_WHAT IS EXPECTED_
Note each line that includes the word "index". Copy those lines.

_MATERIAL FOR THIS EXERCISE_

· · ·

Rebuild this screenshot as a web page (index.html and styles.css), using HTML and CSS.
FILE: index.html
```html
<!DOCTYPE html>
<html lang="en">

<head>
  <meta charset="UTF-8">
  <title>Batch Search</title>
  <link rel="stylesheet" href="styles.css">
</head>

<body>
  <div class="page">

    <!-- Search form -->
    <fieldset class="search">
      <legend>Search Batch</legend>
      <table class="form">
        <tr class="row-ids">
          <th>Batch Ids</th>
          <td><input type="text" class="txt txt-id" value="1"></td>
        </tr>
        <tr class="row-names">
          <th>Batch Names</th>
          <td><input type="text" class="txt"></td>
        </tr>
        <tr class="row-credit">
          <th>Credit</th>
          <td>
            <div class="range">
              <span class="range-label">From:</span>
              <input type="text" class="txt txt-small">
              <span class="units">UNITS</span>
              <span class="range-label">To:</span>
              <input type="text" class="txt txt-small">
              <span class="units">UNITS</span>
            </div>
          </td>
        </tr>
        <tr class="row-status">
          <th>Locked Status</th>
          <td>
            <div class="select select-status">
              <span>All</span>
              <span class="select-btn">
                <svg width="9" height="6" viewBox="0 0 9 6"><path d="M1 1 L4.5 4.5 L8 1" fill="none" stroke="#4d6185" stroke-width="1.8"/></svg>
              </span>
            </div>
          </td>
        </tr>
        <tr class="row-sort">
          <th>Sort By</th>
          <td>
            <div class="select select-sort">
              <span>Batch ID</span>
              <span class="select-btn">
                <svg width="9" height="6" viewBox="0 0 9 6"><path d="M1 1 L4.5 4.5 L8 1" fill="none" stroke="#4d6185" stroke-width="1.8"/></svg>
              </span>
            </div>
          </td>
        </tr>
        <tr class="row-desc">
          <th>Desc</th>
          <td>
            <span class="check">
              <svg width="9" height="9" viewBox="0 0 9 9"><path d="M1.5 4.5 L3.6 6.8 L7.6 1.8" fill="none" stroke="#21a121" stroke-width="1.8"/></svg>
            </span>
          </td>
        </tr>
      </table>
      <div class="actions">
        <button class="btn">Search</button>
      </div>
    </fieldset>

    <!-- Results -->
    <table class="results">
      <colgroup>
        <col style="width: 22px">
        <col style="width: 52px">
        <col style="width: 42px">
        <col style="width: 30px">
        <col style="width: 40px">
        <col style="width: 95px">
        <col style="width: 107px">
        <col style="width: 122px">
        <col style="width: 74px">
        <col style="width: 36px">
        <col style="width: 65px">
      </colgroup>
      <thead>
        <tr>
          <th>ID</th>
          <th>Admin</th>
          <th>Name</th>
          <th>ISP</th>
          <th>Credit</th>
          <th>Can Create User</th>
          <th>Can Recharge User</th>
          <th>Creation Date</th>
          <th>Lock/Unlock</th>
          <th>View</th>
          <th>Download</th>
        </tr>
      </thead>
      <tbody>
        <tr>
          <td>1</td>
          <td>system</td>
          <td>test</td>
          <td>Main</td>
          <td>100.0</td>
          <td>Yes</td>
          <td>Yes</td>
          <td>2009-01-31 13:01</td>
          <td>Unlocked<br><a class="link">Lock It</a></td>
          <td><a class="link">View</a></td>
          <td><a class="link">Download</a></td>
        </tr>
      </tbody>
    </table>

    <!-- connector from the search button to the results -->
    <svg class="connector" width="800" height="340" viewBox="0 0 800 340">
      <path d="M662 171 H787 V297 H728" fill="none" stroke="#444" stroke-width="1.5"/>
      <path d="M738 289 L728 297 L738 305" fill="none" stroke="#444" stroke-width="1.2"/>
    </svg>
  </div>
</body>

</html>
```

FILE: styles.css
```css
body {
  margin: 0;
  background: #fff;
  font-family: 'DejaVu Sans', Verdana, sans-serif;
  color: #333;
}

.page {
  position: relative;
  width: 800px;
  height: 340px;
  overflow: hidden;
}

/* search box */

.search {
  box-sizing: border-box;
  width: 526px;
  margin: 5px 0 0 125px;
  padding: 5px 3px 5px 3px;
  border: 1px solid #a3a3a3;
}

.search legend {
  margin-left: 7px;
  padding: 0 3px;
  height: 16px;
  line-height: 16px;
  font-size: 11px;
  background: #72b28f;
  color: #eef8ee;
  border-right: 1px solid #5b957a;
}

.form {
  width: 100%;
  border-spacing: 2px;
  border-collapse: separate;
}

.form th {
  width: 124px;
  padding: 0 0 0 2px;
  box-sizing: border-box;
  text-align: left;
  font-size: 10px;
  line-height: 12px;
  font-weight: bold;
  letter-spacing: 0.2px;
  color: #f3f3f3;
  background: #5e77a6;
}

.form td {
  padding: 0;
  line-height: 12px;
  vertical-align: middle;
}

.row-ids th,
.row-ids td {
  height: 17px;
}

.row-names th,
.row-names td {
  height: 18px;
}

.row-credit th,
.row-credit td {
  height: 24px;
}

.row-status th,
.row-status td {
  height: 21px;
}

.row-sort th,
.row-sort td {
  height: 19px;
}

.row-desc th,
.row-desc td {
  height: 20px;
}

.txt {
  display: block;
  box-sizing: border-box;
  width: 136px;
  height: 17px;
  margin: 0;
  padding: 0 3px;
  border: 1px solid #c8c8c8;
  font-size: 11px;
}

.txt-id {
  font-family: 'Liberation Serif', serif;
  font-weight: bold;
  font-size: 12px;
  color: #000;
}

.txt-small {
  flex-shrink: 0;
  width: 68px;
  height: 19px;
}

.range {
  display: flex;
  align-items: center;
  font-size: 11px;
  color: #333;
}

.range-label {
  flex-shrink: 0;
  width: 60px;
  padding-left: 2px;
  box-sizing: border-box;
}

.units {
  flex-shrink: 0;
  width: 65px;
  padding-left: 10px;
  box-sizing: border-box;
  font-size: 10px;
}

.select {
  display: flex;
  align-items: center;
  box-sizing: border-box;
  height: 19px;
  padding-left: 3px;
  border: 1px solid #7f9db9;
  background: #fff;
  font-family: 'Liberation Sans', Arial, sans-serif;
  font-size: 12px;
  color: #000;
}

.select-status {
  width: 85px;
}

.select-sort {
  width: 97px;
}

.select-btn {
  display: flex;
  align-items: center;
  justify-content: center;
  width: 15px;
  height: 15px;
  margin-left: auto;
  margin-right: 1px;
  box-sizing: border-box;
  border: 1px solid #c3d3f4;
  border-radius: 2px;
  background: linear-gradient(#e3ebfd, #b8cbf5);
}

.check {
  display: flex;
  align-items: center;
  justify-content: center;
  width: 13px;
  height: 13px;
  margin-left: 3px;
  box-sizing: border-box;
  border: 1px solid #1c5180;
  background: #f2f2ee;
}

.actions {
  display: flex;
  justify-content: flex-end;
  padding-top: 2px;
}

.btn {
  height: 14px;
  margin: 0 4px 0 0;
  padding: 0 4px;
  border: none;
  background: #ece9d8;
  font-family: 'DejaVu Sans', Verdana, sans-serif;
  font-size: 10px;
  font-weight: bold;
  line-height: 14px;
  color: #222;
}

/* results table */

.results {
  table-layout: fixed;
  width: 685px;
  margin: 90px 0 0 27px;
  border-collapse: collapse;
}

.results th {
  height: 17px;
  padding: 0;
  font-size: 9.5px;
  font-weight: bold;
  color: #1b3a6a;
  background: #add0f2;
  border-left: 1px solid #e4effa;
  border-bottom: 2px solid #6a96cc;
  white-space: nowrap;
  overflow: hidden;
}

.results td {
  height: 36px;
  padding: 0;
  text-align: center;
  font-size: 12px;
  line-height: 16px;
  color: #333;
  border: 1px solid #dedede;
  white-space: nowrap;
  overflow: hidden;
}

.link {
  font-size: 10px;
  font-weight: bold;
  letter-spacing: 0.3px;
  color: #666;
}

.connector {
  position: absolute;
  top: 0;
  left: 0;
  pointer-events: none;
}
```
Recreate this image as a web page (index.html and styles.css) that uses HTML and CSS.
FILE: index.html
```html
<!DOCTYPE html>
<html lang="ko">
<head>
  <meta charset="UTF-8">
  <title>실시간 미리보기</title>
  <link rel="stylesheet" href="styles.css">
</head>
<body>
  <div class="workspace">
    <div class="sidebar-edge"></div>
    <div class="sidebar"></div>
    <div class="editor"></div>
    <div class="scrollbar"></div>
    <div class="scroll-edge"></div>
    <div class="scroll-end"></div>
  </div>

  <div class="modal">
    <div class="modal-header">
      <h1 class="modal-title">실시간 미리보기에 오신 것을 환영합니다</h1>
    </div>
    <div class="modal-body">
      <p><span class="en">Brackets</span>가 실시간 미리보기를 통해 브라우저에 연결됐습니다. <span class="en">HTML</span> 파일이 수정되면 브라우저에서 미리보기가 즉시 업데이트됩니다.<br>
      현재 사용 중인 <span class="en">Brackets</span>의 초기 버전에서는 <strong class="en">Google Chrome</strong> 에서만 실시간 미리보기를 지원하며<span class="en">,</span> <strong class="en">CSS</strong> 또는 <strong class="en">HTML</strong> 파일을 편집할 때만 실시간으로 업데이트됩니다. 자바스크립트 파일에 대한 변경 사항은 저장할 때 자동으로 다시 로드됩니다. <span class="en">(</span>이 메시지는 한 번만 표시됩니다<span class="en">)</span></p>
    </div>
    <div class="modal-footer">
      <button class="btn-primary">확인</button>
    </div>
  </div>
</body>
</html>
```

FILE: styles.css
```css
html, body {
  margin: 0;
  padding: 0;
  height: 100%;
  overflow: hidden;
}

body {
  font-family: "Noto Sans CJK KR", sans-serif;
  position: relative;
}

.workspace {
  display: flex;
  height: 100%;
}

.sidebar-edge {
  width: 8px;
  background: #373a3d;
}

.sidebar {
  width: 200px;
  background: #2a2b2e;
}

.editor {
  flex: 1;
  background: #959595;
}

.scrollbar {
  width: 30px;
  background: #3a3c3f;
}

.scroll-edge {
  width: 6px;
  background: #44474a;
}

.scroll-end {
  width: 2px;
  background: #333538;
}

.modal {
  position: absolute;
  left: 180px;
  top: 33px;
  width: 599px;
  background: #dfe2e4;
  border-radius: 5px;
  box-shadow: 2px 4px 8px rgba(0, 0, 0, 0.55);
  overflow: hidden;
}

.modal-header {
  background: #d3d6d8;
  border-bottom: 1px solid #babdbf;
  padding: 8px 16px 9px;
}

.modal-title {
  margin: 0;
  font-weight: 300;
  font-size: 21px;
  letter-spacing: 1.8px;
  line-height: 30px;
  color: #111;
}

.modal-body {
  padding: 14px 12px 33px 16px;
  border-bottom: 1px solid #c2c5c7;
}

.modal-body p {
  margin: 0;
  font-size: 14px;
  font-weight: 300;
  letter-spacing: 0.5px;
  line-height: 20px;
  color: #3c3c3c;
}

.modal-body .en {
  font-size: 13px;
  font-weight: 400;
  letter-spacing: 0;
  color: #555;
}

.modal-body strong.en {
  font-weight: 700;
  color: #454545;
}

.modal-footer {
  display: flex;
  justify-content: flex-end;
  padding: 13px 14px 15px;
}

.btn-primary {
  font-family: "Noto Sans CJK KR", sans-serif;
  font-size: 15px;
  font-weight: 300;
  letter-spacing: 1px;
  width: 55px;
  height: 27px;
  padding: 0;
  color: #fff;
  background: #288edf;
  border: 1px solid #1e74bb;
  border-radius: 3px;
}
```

· · ·

_PROBLEM SOLUTION_
Rebuild this screenshot as a web page (index.html and styles.css), using HTML and CSS.
FILE: index.html
Recreate this image as a web page (index.html and styles.css) that uses HTML and CSS.
FILE: index.html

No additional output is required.